New computational method helps to identify tumor cell mutations with greater accuracy

A new computational method developed by researchers at the New York Genome Center (NYGC) allows scientists to identify rare gene mutations in cancer cells with greater accuracy and sensitivity than currently available approaches.

The technique, reported in today's Communications Biology from Nature Research publishing, is called Lancet and represents a major advance in the identification of tumor cell mutations, a process known as somatic variant calling.

"With its unique ability to jointly analyze the whole genome of tumor and matched normal cells, Lancet provides a useful tool for researchers to conduct more accurate genome-wide somatic variant calling," notes first author Giuseppe Narzisi, PhD, Senior Bioinformatics Scientist, NYGC.

"Reliable detection of somatic variations is of critical importance in cancer research and increasingly in the clinical setting, where identification of somatic mutations forms the basis for personalized medicine," said Michael Zody, PhD, Senior Director, Computational Biology, NYGC, and senior author of the study. "Lancet will be an important addition to the toolkit of both clinicians and researchers working to advance the field of cancer genomics and improve care for cancer patients."
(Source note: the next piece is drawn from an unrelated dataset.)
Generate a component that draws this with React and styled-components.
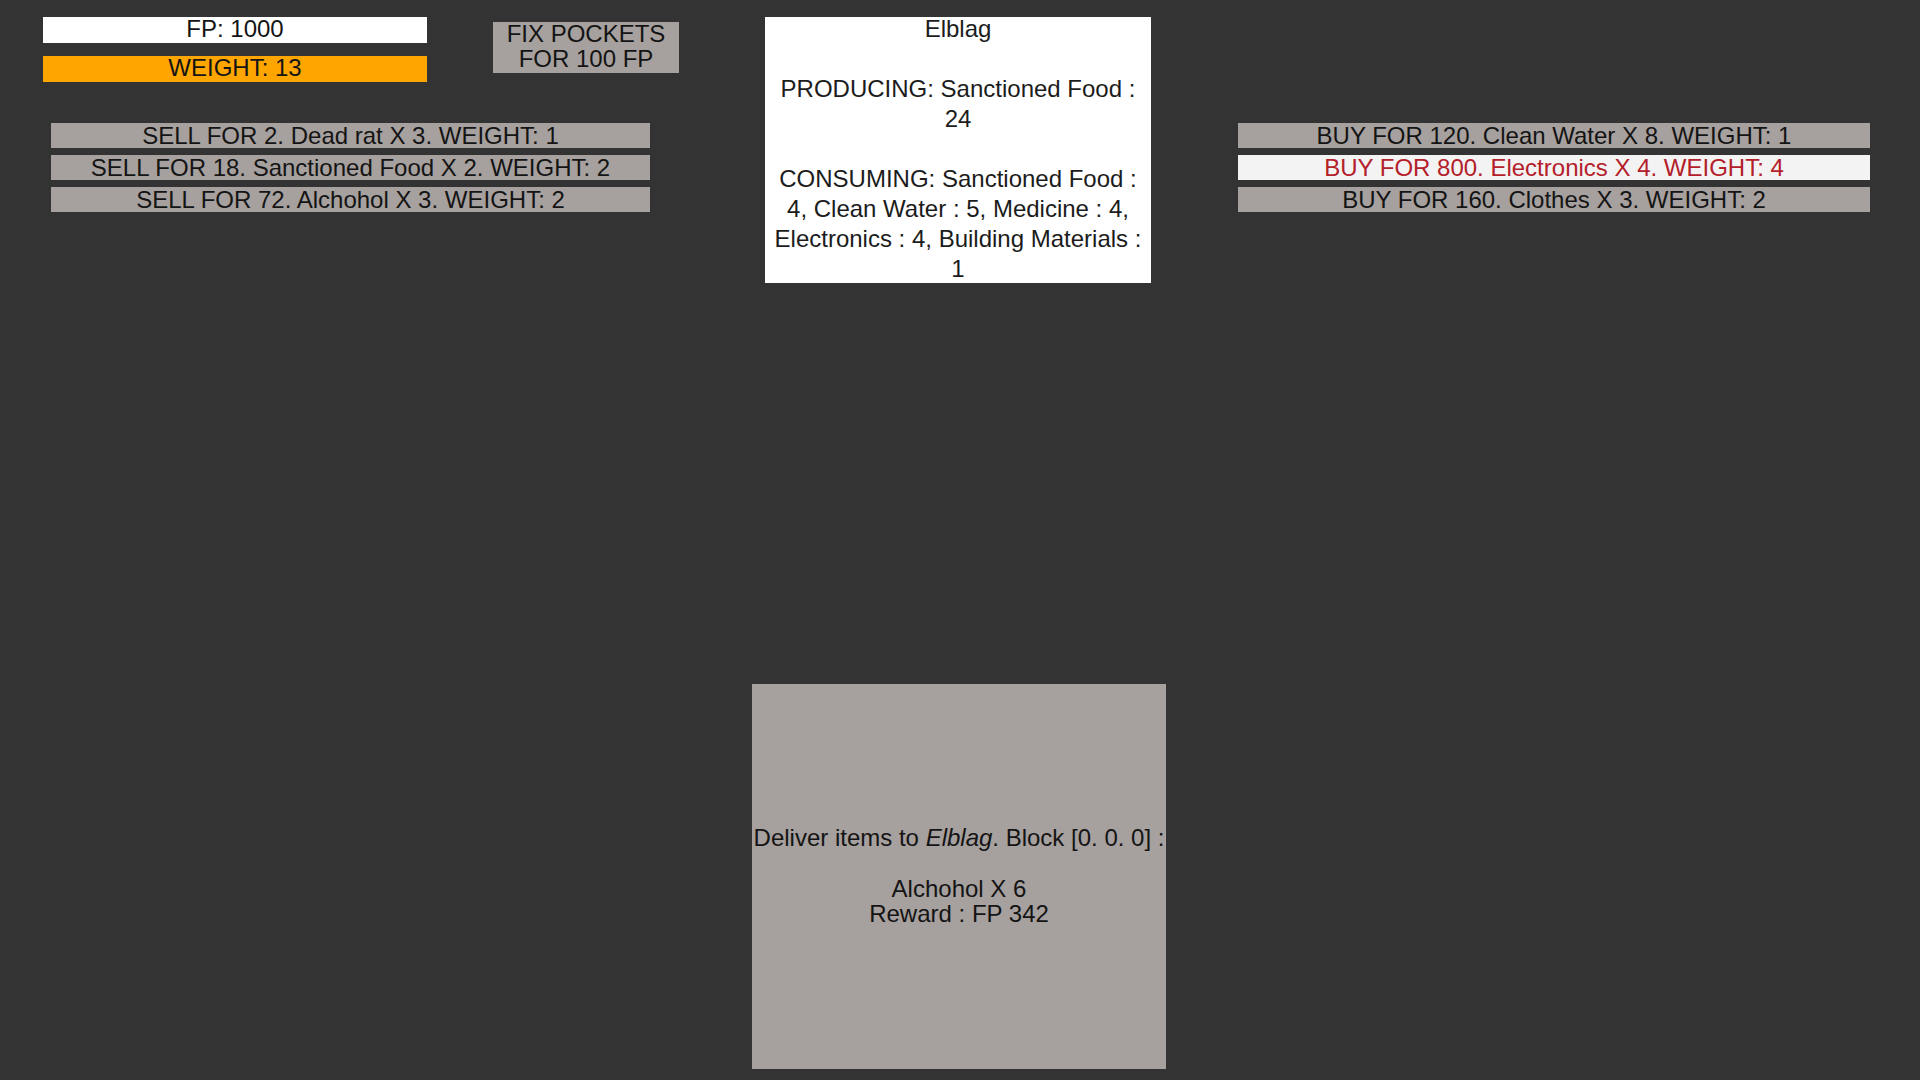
import React from 'react';
import styled, { createGlobalStyle } from 'styled-components';

const GlobalStyle = createGlobalStyle`
  html, body {
    margin: 0;
    padding: 0;
    background: #333333;
  }
  body {
    font-family: "Liberation Sans", Arial, sans-serif;
  }
`;

const Page = styled.div`
  width: 1920px;
  height: 1080px;
  background: #333333;
  padding-top: 17px;
  box-sizing: border-box;
  overflow: hidden;
  font-size: 24px;
  color: #141414;
`;

const TopArea = styled.div`
  display: grid;
  grid-template-columns: 765px 386px 1fr;
  align-items: start;
`;

const LeftPanel = styled.div`
  padding-left: 43px;
  display: flex;
  flex-direction: column;
`;

const Header = styled.div`
  display: flex;
  align-items: flex-start;
`;

const Stats = styled.div`
  display: flex;
  flex-direction: column;
  gap: 13px;
  width: 384px;
`;

const StatBar = styled.div`
  height: ${(p) => p.h}px;
  line-height: ${(p) => p.h - 2}px;
  background: ${(p) => p.bg};
  text-align: center;
  white-space: nowrap;
`;

const FixButton = styled.div`
  margin-left: 66px;
  margin-top: 5px;
  width: 186px;
  height: 51px;
  padding-bottom: 3px;
  box-sizing: border-box;
  background: #a6a09e;
  display: flex;
  flex-direction: column;
  justify-content: center;
  align-items: center;
  line-height: 25px;
  text-align: center;
`;

const TradeList = styled.div`
  display: flex;
  flex-direction: column;
  gap: 7px;
  width: ${(p) => p.w}px;
  margin-top: ${(p) => p.top}px;
  margin-left: ${(p) => p.left}px;
`;

const TradeRow = styled.div`
  height: 25px;
  line-height: 25px;
  background: ${(p) => (p.active ? '#f3f3f3' : '#a6a09e')};
  color: ${(p) => (p.active ? '#b3202a' : '#141414')};
  text-align: center;
  white-space: nowrap;
`;

const TownBox = styled.div`
  background: #ffffff;
  height: 266px;
  padding: 0 6px;
  box-sizing: border-box;
  text-align: center;
  line-height: 30px;
  color: #1c1c1c;
  overflow: hidden;
`;

const TownText = styled.div`
  margin-top: -3px;
`;

const Gap = styled.div`
  height: 30px;
`;

const RightPanel = styled.div`
  padding-left: 87px;
`;

const Delivery = styled.div`
  margin: 401px 0 0 752px;
  width: 414px;
  height: 385px;
  background: #a6a09e;
  display: flex;
  flex-direction: column;
  justify-content: center;
  align-items: center;
  line-height: 25.5px;
  padding-bottom: 2px;
  box-sizing: border-box;
  white-space: nowrap;
`;

const Spacer = styled.div`
  height: 25.5px;
`;

const sells = [
  'SELL FOR 2. Dead rat X 3. WEIGHT: 1',
  'SELL FOR 18. Sanctioned Food X 2. WEIGHT: 2',
  'SELL FOR 72. Alchohol X 3. WEIGHT: 2',
];

const buys = [
  { text: 'BUY FOR 120. Clean Water X 8. WEIGHT: 1' },
  { text: 'BUY FOR 800. Electronics X 4. WEIGHT: 4', active: true },
  { text: 'BUY FOR 160. Clothes X 3. WEIGHT: 2' },
];

export default function App() {
  return (
    <Page>
      <GlobalStyle />
      <TopArea>
        <LeftPanel>
          <Header>
            <Stats>
              <StatBar h={26} bg="#ffffff">FP: 1000</StatBar>
              <StatBar h={26} bg="#ffa500">WEIGHT: 13</StatBar>
            </Stats>
            <FixButton>
              <div>FIX POCKETS</div>
              <div>FOR 100 FP</div>
            </FixButton>
          </Header>
          <TradeList w={599} top={41} left={8}>
            {sells.map((s) => (
              <TradeRow key={s}>{s}</TradeRow>
            ))}
          </TradeList>
        </LeftPanel>

        <TownBox>
          <TownText>
            <div>Elblag</div>
            <Gap />
            <div>PRODUCING: Sanctioned Food : 24</div>
            <Gap />
            <div>
              CONSUMING: Sanctioned Food : 4, Clean Water : 5, Medicine : 4, Electronics : 4, Building Materials : 1
            </div>
          </TownText>
        </TownBox>

        <RightPanel>
          <TradeList w={632} top={106} left={0}>
            {buys.map((b) => (
              <TradeRow key={b.text} active={b.active}>
                {b.text}
              </TradeRow>
            ))}
          </TradeList>
        </RightPanel>
      </TopArea>

      <Delivery>
        <div>
          Deliver items to <i>Elblag</i>. Block [0. 0. 0] :
        </div>
        <Spacer />
        <div>Alchohol X 6</div>
        <div>Reward : FP 342</div>
      </Delivery>
    </Page>
  );
}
To identify gene mutations in cancer cells, researchers sequence the genomes of tumor cells and normal cells. Current computational methods then involve comparing both tumor and normal to a reference genome and looking for differences unique to the tumor. Lancet instead uses an approach called micro-assembly to reconstruct the complete sequences of small regions of the genome without relying on a reference. Because the approach does not rely on a reference to identify variants, it also works well in regions of the genome where comparing reads to a reference is challenging for technical reasons. By using a data structure called a colored de Bruijn graph, Lancet jointly analyzes the tumor and normal DNA, providing greater sensitivity to find rare variants unique to the tumor while also providing greater accuracy of differentiating tumor variants from those present in healthy tissue in that individual. Using Lancet to combine the sequencing data from the normal and tumor cells represents a more powerful way of identifying mutations, Dr. Narzisi said, since users are no longer dependent on analyzing sequence data from tumor and normal cells separately.

In the study, through extensive experimental comparison on synthetic and real whole-genome sequencing datasets, the researchers demonstrated that Lancet performed better and had higher accuracy and better sensitivity to detect somatic variants compared to the most widely-used somatic variant callers.

"In our study, we show that existing tools are not that precise in scoring mutations, so that some candidate variants which were highly scored by some tools ended up being false positives," Dr. Narzisi said. "That becomes a problem when you want to prioritize which variants to validate using other technologies or you want to move forward with a clinical study. You may end up focusing on variants that do not exist."